PZ Myers of Pharyngula fame followed through on his threat to desecrate a consecrated communion wafer, piercing the alleged body of Christ with a rusty nail, which also ran through pages from the Koran and Richard Dawkins’ The God Delusion, to demonstrate that nothing is sacred.  Myers then tossed the lot into his garbage can, along with some coffee grounds and a banana peel for good measure.  Pre-desecration, I questioned the wisdom of this move, arguing that intentionally attacking one of the key symbols of a religion might be great fun, but did little to advance the atheist cause.

Upon further reflection (spurred both by comments to my last post and Myers’ writings on the matter), I stand corrected.  Myers’ action was an important act of civil disobedience.  Catholics, in particular the Catholic student ministry at which the “kidnapping” of the Eucharist occurred, would have been within their rights to ask that Webster Cook (the Univ. of Central Florida student involved in the brouhaha) not return to their services because he violated their dogma on transubstantiation.  But they didn’t stop there.  Cook received death threats, an action was commenced to impeach him from the student senate, and a student ethics complaint was filed against him seeking disciplinary action by the university.

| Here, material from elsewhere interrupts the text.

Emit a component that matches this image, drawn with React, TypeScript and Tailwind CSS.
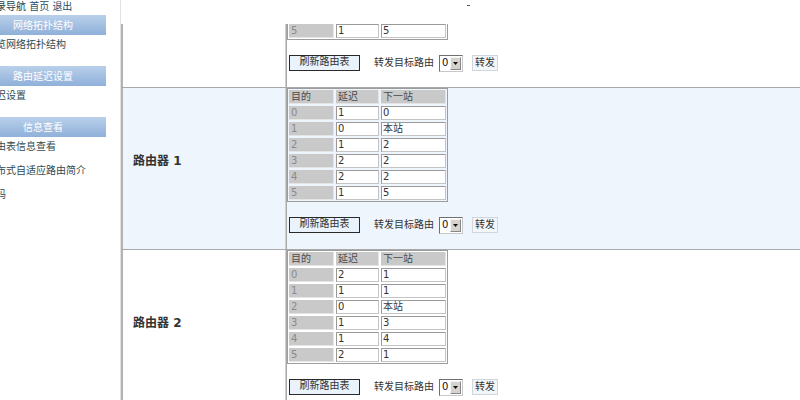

In other words, certain Catholics didn’t try to persuade Cook to respect their beliefs, they tried to force him to.  When he didn’t, they sought revenge.  In this context, Myers was entirely right to fight back.  The religious do not get to set the terms on which non-believers exercise our rights of conscience.  Unless an atheist commits a crime in exercising his or her views, no one has the right to demand that civil authorities punish displays of irreverence or even blasphemy.  When that kind of demand is made, striking back at sacred symbols (again, within legal bounds), stating unequivocally that “your sacred objects are not mine,” is an appropriate way to reassert the equality of our freedom.


Thoughts on Crackergate

There’s been a major blog brouhaha circling over a young man’s “theft” of a Eucharist wafer from a Catholic church and a blogger’s subsequent remarks, which drew the ire of none other than Bill Donohue of the Catholic League.  The story started with a Florida college student taking the wafer with him instead of eating it, as is required by Catholic doctrine.  The young man apparently received death threats, and the church asked his university to discipline him.  Finally, he relented and returned the wafer unharmed.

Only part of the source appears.